start

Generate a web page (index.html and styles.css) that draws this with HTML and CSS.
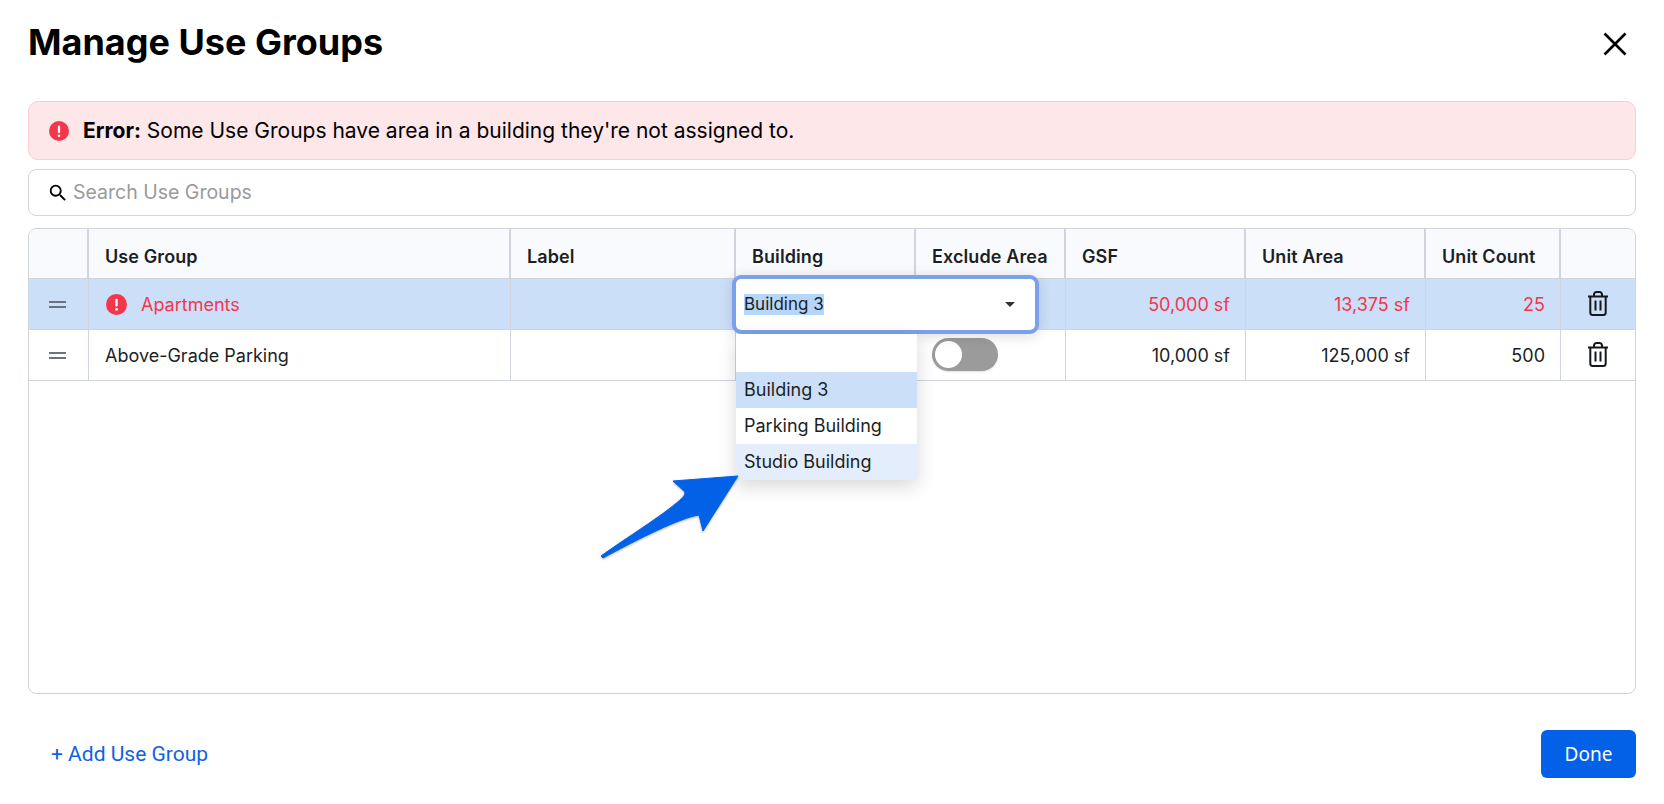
FILE: index.html
```html
<!DOCTYPE html>
<html lang="en">
<head>
<meta charset="utf-8">
<title>Manage Use Groups</title>
<link rel="stylesheet" href="styles.css">
</head>
<body>
<main class="modal">
  <header class="modal-head">
    <h1 class="title">Manage Use Groups</h1>
    <button class="close" aria-label="Close">
      <svg class="close-icon" viewBox="0 0 24 24"><path d="M1.500 1.500 22.500 22.500M22.500 1.500 1.500 22.500"/></svg>
    </button>
  </header>

  <div class="alert">
    <svg class="err-icon" viewBox="0 0 20 20"><circle cx="10" cy="10" r="10"/><rect class="err-mark" x="8.900" y="4.500" width="2.200" height="7.500" rx="1"/><circle class="err-mark" cx="10" cy="14.700" r="1.300"/></svg>
    <p class="alert-text"><strong>Error:</strong> Some Use Groups have area in a building they're not assigned to.</p>
  </div>

  <div class="search">
    <svg class="search-icon" viewBox="0 0 24 24"><path d="M15.500 14h-.79l-.28-.27A6.470 6.470 0 0 0 16 9.500 6.500 6.500 0 1 0 9.500 16c1.610 0 3.090-.59 4.230-1.570l.27.28v.79l5 4.990L20.490 19l-4.990-5zm-6 0C7.010 14 5 11.990 5 9.500S7.010 5 9.500 5 14 7.010 14 9.500 11.990 14 9.500 14z"/></svg>
    <span class="search-ph">Search Use Groups</span>
  </div>

  <section class="table">
    <div class="row head">
      <div class="cell"></div>
      <div class="cell">Use Group</div>
      <div class="cell">Label</div>
      <div class="cell">Building</div>
      <div class="cell">Exclude Area</div>
      <div class="cell">GSF</div>
      <div class="cell">Unit Area</div>
      <div class="cell">Unit Count</div>
      <div class="cell"></div>
    </div>
    <div class="row selected">
      <div class="cell center"><span class="grip"></span></div>
      <div class="cell error"><svg class="err-icon" viewBox="0 0 20 20"><circle cx="10" cy="10" r="10"/><rect class="err-mark" x="8.900" y="4.500" width="2.200" height="7.500" rx="1"/><circle class="err-mark" cx="10" cy="14.700" r="1.300"/></svg>Apartments</div>
      <div class="cell"></div>
      <div class="cell"></div>
      <div class="cell"></div>
      <div class="cell num error">50,000 sf</div>
      <div class="cell num error">13,375 sf</div>
      <div class="cell num error">25</div>
      <div class="cell center"><svg class="trash" viewBox="0 0 22 25"><path d="M1 5.500h20M7 5V3.500A2.500 2.500 0 0 1 9.500 1h3A2.500 2.500 0 0 1 15 3.500V5M3.300 5.500V21.500a2.500 2.500 0 0 0 2.500 2.500h10.400a2.500 2.500 0 0 0 2.500-2.500V5.500M8.500 9.500v10M13.500 9.500v10"/></svg></div>
    </div>
    <div class="row">
      <div class="cell center"><span class="grip"></span></div>
      <div class="cell">Above-Grade Parking</div>
      <div class="cell"></div>
      <div class="cell"></div>
      <div class="cell"><span class="toggle"><span class="knob"></span></span></div>
      <div class="cell num">10,000 sf</div>
      <div class="cell num">125,000 sf</div>
      <div class="cell num">500</div>
      <div class="cell center"><svg class="trash" viewBox="0 0 22 25"><path d="M1 5.500h20M7 5V3.500A2.500 2.500 0 0 1 9.500 1h3A2.500 2.500 0 0 1 15 3.500V5M3.300 5.500V21.500a2.500 2.500 0 0 0 2.500 2.500h10.400a2.500 2.500 0 0 0 2.500-2.500V5.500M8.500 9.500v10M13.500 9.500v10"/></svg></div>
    </div>
  </section>

  <footer class="modal-foot">
    <a class="add" href="#">+ Add Use Group</a>
    <button class="done">Done</button>
  </footer>
</main>

<div class="select">
  <span class="select-value">Building 3</span>
  <span class="caret"></span>
</div>
<ul class="menu">
  <li class="opt"></li>
  <li class="opt opt-current">Building 3</li>
  <li class="opt">Parking Building</li>
  <li class="opt opt-hover">Studio Building</li>
</ul>

<svg class="arrow" viewBox="0 0 150 90"><path d="M21 86 C46 68 82 46 100 30 C104 26 105 25 105 22 L93 11 L158 6 L123 61 L119 45 C100 48 60 68 23 88 Z"/></svg>
</body>
</html>
```
FILE: styles.css
```css
* { box-sizing: border-box; }
html, body { margin: 0; padding: 0; }
body {
  width: 1664px;
  height: 804px;
  overflow: hidden;
  background: #fff;
  font-family: Inter, "Liberation Sans", sans-serif;
  font-size: 18px;
  color: #1b1f24;
  position: relative;
}
.modal { padding: 0 28px 0 28px; }
.modal-head {
  height: 101px;
  display: flex;
  justify-content: space-between;
  align-items: flex-start;
}
.title {
  margin: 18px 0 0;
  font-size: 36px;
  line-height: 48px;
  font-weight: 700;
  color: #000;
}
.close {
  margin: 32px 9px 0 0;
  padding: 0;
  width: 24px;
  height: 24px;
  border: 0;
  background: none;
}
.close-icon { display: block; width: 24px; height: 24px; fill: none; stroke: #000; stroke-width: 2.600; }

.alert {
  height: 59px;
  display: flex;
  align-items: center;
  gap: 14px;
  padding-left: 20px;
  background: #fde7e9;
  border: 1px solid #fbcdd3;
  border-radius: 10px;
  font-size: 21px;
  color: #000;
}
.alert-text { margin: 0; }
.err-icon { width: 20px; height: 20px; fill: #f4364c; flex: none; }
.err-mark { fill: #fff; }

.search {
  height: 47px;
  margin-top: 9px;
  display: flex;
  align-items: center;
  gap: 4px;
  padding: 0 0 2px 18px;
  border: 1px solid #d0d4dc;
  border-radius: 8px;
  font-size: 19.500px;
  color: #9a9a9a;
}
.search-icon { width: 22px; height: 22px; fill: #000; flex: none; margin-top: 2px; }

.table {
  height: 466px;
  margin-top: 12px;
  border: 1px solid #d0d4dc;
  border-radius: 8px;
  overflow: hidden;
}
.row {
  display: grid;
  grid-template-columns: 60px 422px 225px 180px 150px 180px 180px 135px 74px;
  height: 51px;
  border-bottom: 1px solid #d0d4dc;
}
.cell {
  display: flex;
  align-items: center;
  min-width: 0;
  padding: 0 16px;
  border-right: 1px solid #d0d4dc;
}
.cell:last-child { border-right: 0; }
.center { justify-content: center; padding: 0; }
.num { justify-content: flex-end; }
.head { height: 50px; background: #f9fafe; font-weight: 600; letter-spacing: .1px; }
.head .cell { border-right-width: 2px; padding-top: 6px; }
.head .cell:last-child { border-right: 0; }
.selected { background: #cbdff9; }
.row:not(.head) .cell { padding-top: 1px; }
.row:not(.head) .center { padding: 0; }
.row:not(.head) .num { padding-right: 15px; }
.error { color: #f4364c; }
.error .err-icon { width: 21px; height: 21px; margin: 0 14px 0 1px; }
.grip {
  display: block;
  width: 17px;
  height: 7px;
  margin-right: 3px;
  border-top: 2px solid #6b7280;
  border-bottom: 2px solid #6b7280;
}
.trash { width: 22px; height: 25px; fill: none; stroke: #14181d; stroke-width: 2; margin-bottom: 1px; }

.toggle {
  display: block;
  width: 66px;
  height: 33px;
  margin-bottom: 3px;
  padding: 3px;
  border-radius: 17px;
  background: #9b9b9b;
  box-shadow: 0 1px 2px rgba(0, 0, 0, .12);
}
.knob { display: block; width: 27px; height: 27px; border-radius: 50%; background: #fff; }

.modal-foot {
  margin-top: 36px;
  display: flex;
  justify-content: space-between;
  align-items: center;
}
.add {
  margin-left: 23px;
  font-family: Roboto, sans-serif;
  font-size: 21px;
  color: #0f62e6;
  text-decoration: none;
}
.done {
  width: 95px;
  height: 48px;
  border: 0;
  border-radius: 6px;
  background: #0361e8;
  color: #fff;
  font-family: "Noto Sans", sans-serif;
  font-size: 19px;
}

.select {
  position: absolute;
  left: 732px;
  top: 275px;
  width: 307px;
  height: 59px;
  display: flex;
  align-items: center;
  justify-content: space-between;
  padding: 0 20px 0 9px;
  background: #fff;
  border: 4px solid #7ba1ec;
  border-radius: 9px;
  box-shadow: 0 2px 14px rgba(0, 0, 0, .14);
  font-size: 17px;
}
.select-value { background: #b5d5fb; line-height: 21px; margin-left: -1px; }
.caret {
  width: 0;
  height: 0;
  border-left: 5.500px solid transparent;
  border-right: 5.500px solid transparent;
  border-top: 5.500px solid #30343a;
}
.menu {
  position: absolute;
  left: 736px;
  top: 334px;
  width: 181px;
  margin: 0;
  padding: 0;
  list-style: none;
  background: #fff;
  box-shadow: 0 6px 18px rgba(0, 0, 0, .16);
}
.opt {
  height: 36px;
  padding-left: 8px;
  line-height: 36px;
}
.opt:first-child { height: 38px; }
.opt-current { background: #cbdff9; }
.opt-hover { background: #e3edfc; }

.arrow {
  position: absolute;
  left: 580px;
  top: 470px;
  width: 150px;
  height: 90px;
  overflow: visible;
  fill: #0361e8;
  stroke: #0361e8;
  stroke-width: 1;
  stroke-linejoin: round;
  filter: drop-shadow(0 1px 1px rgba(0, 0, 0, .3));
}
```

end

Find the word "index" in the data and show each line that holds it.

▶ Exercise solution:
Generate a web page (index.html and styles.css) that draws this with HTML and CSS.
FILE: index.html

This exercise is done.